>> START DATA SHOWN
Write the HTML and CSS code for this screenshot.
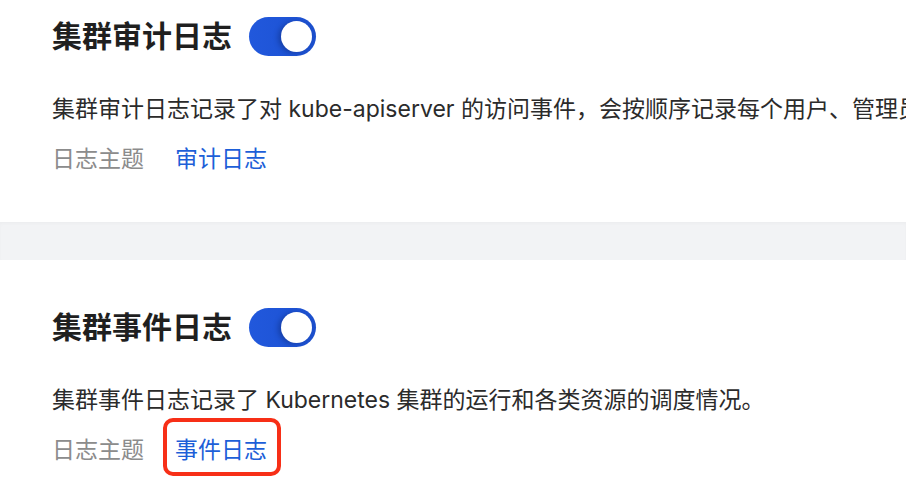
FILE: index.html
```html
<!DOCTYPE html>
<html lang="zh-CN">
<head>
  <meta charset="UTF-8" />
  <title>日志采集</title>
  <link rel="stylesheet" href="styles.css">
</head>
<body>
  <div class="page">
    <section class="log-card">
      <div class="log-head">
        <h2>集群审计日志</h2>
        <span class="switch is-on"><span class="knob"></span></span>
      </div>
      <p class="log-desc">集群审计日志记录了对 kube-apiserver 的访问事件，会按顺序记录每个用户、管理员或系统组件影响集群的活动。</p>
      <div class="log-meta">
        <span class="meta-label">日志主题</span>
        <a class="meta-value" href="#">审计日志</a>
      </div>
    </section>

    <div class="divider"></div>

    <section class="log-card">
      <div class="log-head">
        <h2>集群事件日志</h2>
        <span class="switch is-on"><span class="knob"></span></span>
      </div>
      <p class="log-desc">集群事件日志记录了 Kubernetes 集群的运行和各类资源的调度情况。</p>
      <div class="log-meta">
        <span class="meta-label">日志主题</span>
        <a class="meta-value marked" href="#">事件日志</a>
      </div>
    </section>
  </div>
</body>
</html>
```

FILE: styles.css
```css
:root {
  --text: #1f1f1f;
  --desc: #2b2b2b;
  --muted: #8c8c8c;
  --link: #1d5fd8;
  --switch: #1f57d9;
  --band: #f2f3f5;
  --mark: #f72f17;
}

html, body {
  margin: 0;
  padding: 0;
  background: #fff;
  overflow: hidden;
}

body {
  font-family: Inter, "Noto Sans CJK SC", sans-serif;
  color: var(--text);
}

/* page is scrolled a bit, top of first card is cut off */
.page {
  margin-top: -31px;
}

.log-card {
  padding: 48px 0 47px 52px;
  background: #fff;
}

.log-head {
  display: flex;
  align-items: center;
  gap: 17px;
  height: 39px;
}

.log-head h2 {
  margin: 0;
  font-size: 30px;
  font-weight: 700;
  line-height: 39px;
  color: var(--text);
}

.switch {
  display: flex;
  align-items: center;
  justify-content: flex-end;
  width: 67px;
  height: 39px;
  box-sizing: border-box;
  padding: 4px;
  border-radius: 20px;
  background: #c9ccd3;
}

.switch.is-on {
  background: linear-gradient(90deg, #2158dc 0%, #1e54d6 60%, #1c4fcc 100%);
}

.knob {
  width: 31px;
  height: 31px;
  border-radius: 50%;
  background: #fff;
  box-shadow: -3px 1px 5px rgba(10, 30, 90, 0.35);
}

.log-desc {
  margin: 37px 0 0;
  font-size: 23px;
  line-height: 32px;
  color: var(--desc);
  white-space: nowrap;
}

.log-meta {
  display: flex;
  align-items: center;
  margin-top: 18px;
  font-size: 23px;
  line-height: 32px;
}

.meta-label {
  color: var(--muted);
  margin-right: 31px;
}

.meta-value {
  color: var(--link);
  text-decoration: none;
}

.meta-value.marked {
  position: relative;
}

/* red annotation frame drawn over the link */
.meta-value.marked::after {
  content: "";
  position: absolute;
  left: -12px;
  right: -14px;
  top: -16px;
  bottom: -10px;
  border: 4px solid var(--mark);
  border-radius: 10px;
}

.divider {
  height: 38px;
  background: var(--band);
  box-shadow: inset 0 2px 3px rgba(0, 0, 0, 0.025);
}
```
>> END DATA SHOWN
● TASK DIRECTIONS
Go through the data above and transcribe it in full, omitting any image.

● FINAL ANSWER
Write the HTML and CSS code for this screenshot.
FILE: index.html
```html
<!DOCTYPE html>
<html lang="zh-CN">
<head>
  <meta charset="UTF-8" />
  <title>日志采集</title>
  <link rel="stylesheet" href="styles.css">
</head>
<body>
  <div class="page">
    <section class="log-card">
      <div class="log-head">
        <h2>集群审计日志</h2>
        <span class="switch is-on"><span class="knob"></span></span>
      </div>
      <p class="log-desc">集群审计日志记录了对 kube-apiserver 的访问事件，会按顺序记录每个用户、管理员或系统组件影响集群的活动。</p>
      <div class="log-meta">
        <span class="meta-label">日志主题</span>
        <a class="meta-value" href="#">审计日志</a>
      </div>
    </section>

    <div class="divider"></div>

    <section class="log-card">
      <div class="log-head">
        <h2>集群事件日志</h2>
        <span class="switch is-on"><span class="knob"></span></span>
      </div>
      <p class="log-desc">集群事件日志记录了 Kubernetes 集群的运行和各类资源的调度情况。</p>
      <div class="log-meta">
        <span class="meta-label">日志主题</span>
        <a class="meta-value marked" href="#">事件日志</a>
      </div>
    </section>
  </div>
</body>
</html>
```

FILE: styles.css
```css
:root {
  --text: #1f1f1f;
  --desc: #2b2b2b;
  --muted: #8c8c8c;
  --link: #1d5fd8;
  --switch: #1f57d9;
  --band: #f2f3f5;
  --mark: #f72f17;
}

html, body {
  margin: 0;
  padding: 0;
  background: #fff;
  overflow: hidden;
}

body {
  font-family: Inter, "Noto Sans CJK SC", sans-serif;
  color: var(--text);
}

/* page is scrolled a bit, top of first card is cut off */
.page {
  margin-top: -31px;
}

.log-card {
  padding: 48px 0 47px 52px;
  background: #fff;
}

.log-head {
  display: flex;
  align-items: center;
  gap: 17px;
  height: 39px;
}

.log-head h2 {
  margin: 0;
  font-size: 30px;
  font-weight: 700;
  line-height: 39px;
  color: var(--text);
}

.switch {
  display: flex;
  align-items: center;
  justify-content: flex-end;
  width: 67px;
  height: 39px;
  box-sizing: border-box;
  padding: 4px;
  border-radius: 20px;
  background: #c9ccd3;
}

.switch.is-on {
  background: linear-gradient(90deg, #2158dc 0%, #1e54d6 60%, #1c4fcc 100%);
}

.knob {
  width: 31px;
  height: 31px;
  border-radius: 50%;
  background: #fff;
  box-shadow: -3px 1px 5px rgba(10, 30, 90, 0.35);
}

.log-desc {
  margin: 37px 0 0;
  font-size: 23px;
  line-height: 32px;
  color: var(--desc);
  white-space: nowrap;
}

.log-meta {
  display: flex;
  align-items: center;
  margin-top: 18px;
  font-size: 23px;
  line-height: 32px;
}

.meta-label {
  color: var(--muted);
  margin-right: 31px;
}

.meta-value {
  color: var(--link);
  text-decoration: none;
}

.meta-value.marked {
  position: relative;
}

/* red annotation frame drawn over the link */
.meta-value.marked::after {
  content: "";
  position: absolute;
  left: -12px;
  right: -14px;
  top: -16px;
  bottom: -10px;
  border: 4px solid var(--mark);
  border-radius: 10px;
}

.divider {
  height: 38px;
  background: var(--band);
  box-shadow: inset 0 2px 3px rgba(0, 0, 0, 0.025);
}
```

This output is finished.